We barely do. But I believe the model of a local film company (outside of LA or New York) sustaining itself is very possible. All of the money we make off any screening or sales goes straight back into the next movie. My hope is to build a “sustainable” film company in Arizona that is consistently producing films with moderate budgets and where all members of the company are paid a yearly salary. Something like what Robert Altman attempted with the original Lionsgate.
Considering you have another huge project on the horizon (52) how do you budget your time?
I would hardly call the 52 project on the horizon. We are in week 39 of 52, so if anything we’re out there on the horizon too. I budget our films as conservatively as I can. We raised 10k to make 52 short films; that breaks down to around 200 dollars a film. Again, that is a ridiculous amount to make films for. But we’re proving it’s possible to make quality film at a fast pace with little money. It’s all in the production, and it’s all about trying to find everything for free and only using the budget when you absolutely have to.
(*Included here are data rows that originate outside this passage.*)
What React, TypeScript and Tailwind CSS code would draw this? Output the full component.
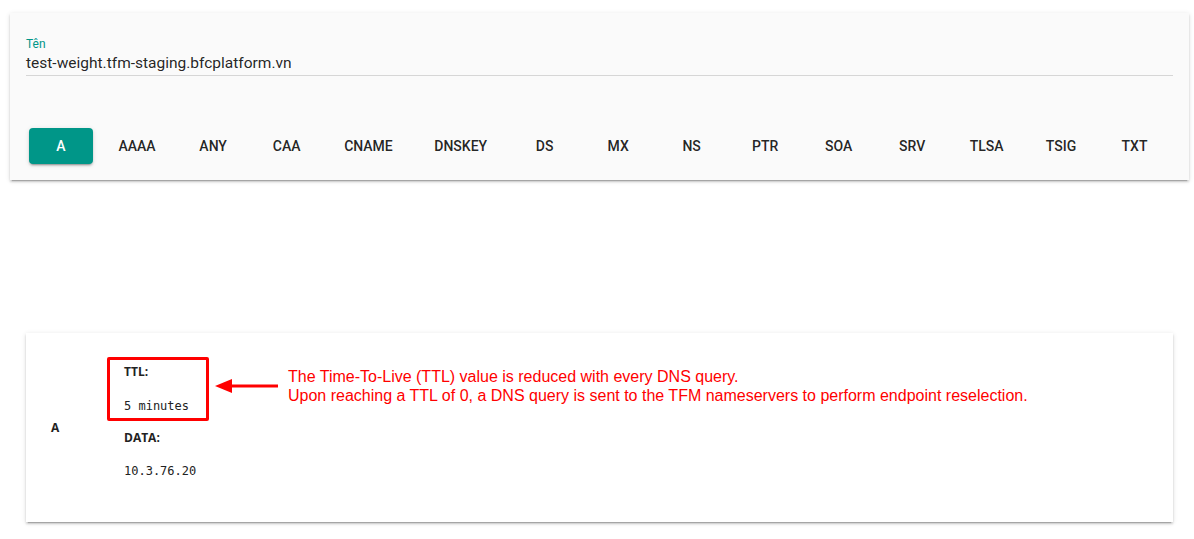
import React from "react";

const types = ["A","AAAA","ANY","CAA","CNAME","DNSKEY","DS","MX","NS","PTR","SOA","SRV","TLSA","TSIG","TXT"];

export default function App() {
  return (
    <div className="min-h-[539px] bg-white pl-[10px] pr-[5px] pt-[13px]" style={{ fontFamily: "Roboto, 'Noto Sans', sans-serif" }}>
      <div className="bg-[#fafafa] px-4 pt-[24px] pb-4 shadow-[0_3px_1px_-2px_rgba(0,0,0,0.2),0_2px_2px_0_rgba(0,0,0,0.14),0_1px_5px_0_rgba(0,0,0,0.12)]">
        <div className="text-[12px] leading-[14px] text-[#009688]">Tên</div>
        <div className="mt-[2px] border-b border-[#d6d6d6] pb-[2px] text-[15.5px] leading-[20px] text-[#000000de]">
          test-weight.tfm-staging.bfcplatform.vn
        </div>
        <div className="mt-[52px] flex gap-[9.5px] pl-[3px]">
          {types.map((t, i) =>
            i === 0 ? (
              <div
                key={t}
                className="flex h-9 min-w-16 items-center justify-center rounded-[4px] bg-[#009688] px-4 text-[14px] font-medium text-white shadow-[0_3px_1px_-2px_rgba(0,0,0,0.2),0_2px_2px_0_rgba(0,0,0,0.14),0_1px_5px_0_rgba(0,0,0,0.12)]"
              >
                {t}
              </div>
            ) : (
              <div
                key={t}
                className="flex h-9 min-w-16 items-center justify-center rounded-[4px] px-4 text-[14px] font-medium text-[#000000de]"
              >
                {t}
              </div>
            )
          )}
        </div>
      </div>

      <div className="px-4 pt-[153px]">
        <div className="relative flex h-[189px] items-center bg-white pl-[25px] shadow-[0_3px_1px_-2px_rgba(0,0,0,0.2),0_2px_2px_0_rgba(0,0,0,0.14),0_1px_5px_0_rgba(0,0,0,0.12)]">
          <div className="w-[73px] text-[12px] font-bold leading-[16px] text-[#222]" style={{ fontFamily: "'Open Sans', sans-serif" }}>
            A
          </div>
          <div className="flex flex-col self-start pt-[31px] text-[#222]">
            <div className="text-[12px] font-bold leading-[16px]" style={{ fontFamily: "'Open Sans', sans-serif" }}>TTL:</div>
            <div className="mt-[18px] text-[12px] leading-[16px]" style={{ fontFamily: "'DejaVu Sans Mono', monospace" }}>5 minutes</div>
            <div className="mt-[16px] text-[12px] font-bold leading-[16px]" style={{ fontFamily: "'Open Sans', sans-serif" }}>DATA:</div>
            <div className="mt-[17px] text-[12px] leading-[16px]" style={{ fontFamily: "'DejaVu Sans Mono', monospace" }}>10.3.76.20</div>
          </div>

          <div className="absolute left-[81px] top-[24px] h-[64px] w-[102px] rounded-[2px] border-[3px] border-[#ff0000]" />
          <svg className="absolute left-[188px] top-[45px]" width="92" height="16" viewBox="0 0 92 16">
            <line x1="14" y1="8" x2="64" y2="8" stroke="#ff0000" strokeWidth="3" />
            <polygon points="1,8 18,1 18,15" fill="#ff0000" />
          </svg>
          <div
            className="absolute left-[262px] top-[34px] text-[16px] leading-[19px] text-[#ff0000]"
            style={{ fontFamily: "'Liberation Sans', Arial, sans-serif" }}
          >
            <div>The Time-To-Live (TTL) value is reduced with every DNS query.</div>
            <div>Upon reaching a TTL of 0, a DNS query is sent to the TFM nameservers to perform endpoint reselection.</div>
          </div>
        </div>
      </div>
    </div>
  );
}
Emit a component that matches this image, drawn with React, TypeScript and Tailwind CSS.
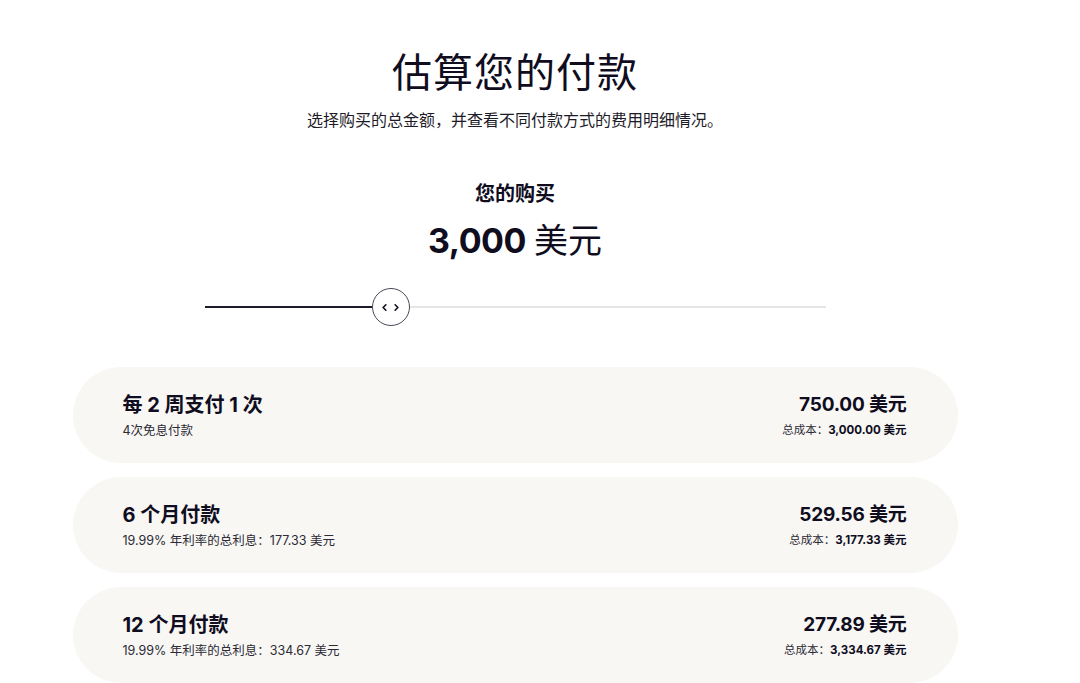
import { ChevronLeft, ChevronRight } from 'lucide-react';

interface PlanRow {
  title: string;
  detail: string;
  amount: string;
  total: string;
}

const plans: PlanRow[] = [
  { title: '每 2 周支付 1 次', detail: '4次免息付款', amount: '750.00 美元', total: '3,000.00 美元' },
  { title: '6 个月付款', detail: '19.99% 年利率的总利息：177.33 美元', amount: '529.56 美元', total: '3,177.33 美元' },
  { title: '12 个月付款', detail: '19.99% 年利率的总利息：334.67 美元', amount: '277.89 美元', total: '3,334.67 美元' },
];

const fontStack = "font-['Inter','Noto_Sans_CJK_SC',sans-serif]";

const PlanCard = ({ plan }: { plan: PlanRow }) => (
  <div className="flex h-[96px] items-center justify-between rounded-full bg-[#f8f7f4] pl-[50px] pr-[51px]">
    <div className="flex flex-col gap-[4px]">
      <div className="text-[20px] font-bold leading-[26px] text-[#0f0d1e]">{plan.title}</div>
      <div className="text-[12.5px] leading-[17px] text-[#2b2a35]">{plan.detail}</div>
    </div>
    <div className="flex flex-col items-end gap-[4px]">
      <div className="text-[19px] font-bold leading-[26px] tracking-[-0.2px] text-[#0f0d1e]">{plan.amount}</div>
      <div className="text-[11.5px] leading-[17px] text-[#2b2a35]">
        总成本：<span className="font-bold text-[#0f0d1e]">{plan.total}</span>
      </div>
    </div>
  </div>
);

export default function App() {
  return (
    <div className={`${fontStack} min-h-screen bg-white pr-[50px] text-[#0f0d1e]`}>
      <div className="mx-auto flex w-[885px] flex-col items-center">
        <h1 className="mt-[47px] text-[40px] font-normal leading-[52px] tracking-[1px]">估算您的付款</h1>
        <p className="mt-[10px] text-[16px] leading-[22px] text-[#1d1b28]">选择购买的总金额，并查看不同付款方式的费用明细情况。</p>

        <div className="mt-[50px] text-[20px] font-bold leading-[26px]">您的购买</div>
        <div className="mt-[12px] flex items-baseline gap-[8px] text-[34px] leading-[44px]">
          <span className="font-bold tracking-[-0.5px]">3,000</span>
          <span className="font-normal">美元</span>
        </div>

        <div className="mt-[25px] flex w-[621px] items-center">
          <div className="h-[2px] w-[167px] bg-[#1e1c2c]" />
          <div className="flex h-[38px] w-[38px] shrink-0 items-center justify-center gap-[1px] rounded-full border border-[#4a4858] bg-white">
            <ChevronLeft className="h-[11px] w-[11px]" strokeWidth={3.5} />
            <ChevronRight className="h-[11px] w-[11px]" strokeWidth={3.5} />
          </div>
          <div className="h-[2px] flex-1 bg-[#e5e5e5]" />
        </div>

        <div className="mt-[41px] flex w-full flex-col gap-[14px]">
          {plans.map((plan) => (
            <PlanCard key={plan.title} plan={plan} />
          ))}
        </div>
      </div>
    </div>
  );
}
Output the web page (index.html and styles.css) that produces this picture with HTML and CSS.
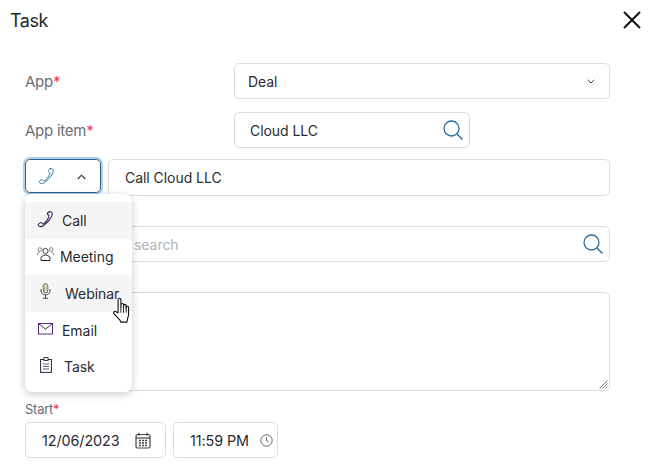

There’s speculation that more of TMWRTB might come out, like with Michael’s role, or delving more into the mysterious Jonny. Is there more to the story?
Yes, we have joked about sequels and prequels exploring some of these “men.” The short film “Escort Driver” is already a sort of prequel for Frank’s character. The cop Mike plays in “Friday Nights Alone” is cinematic kin to his character here as far as I’m concerned. But as far as an actual continuation, I want the sequels to live in the minds of the audience. However intriguing it is to explore someone like Jonny, I love the mystery (or mysteries) created by the film. I want all of our work to leave some element of mystery in the audience.
What else do you want people to know about TMWRTB?
I want people to go in with an open mind (or as much of one as they can). I really think we made an unconventional movie, at least a very different kind of heist/crime film. When the movie begins, you don’t know who these guys are, you don’t know where they are or why they are. Slowly the pieces start to come together and I think it is worth your time to see that last puzzle piece in place.
Why should people download the film?
Because I believe if people give local independent films like ours a chance they will discover that these movies are just as entertaining as anything you would see in theaters or Netflix.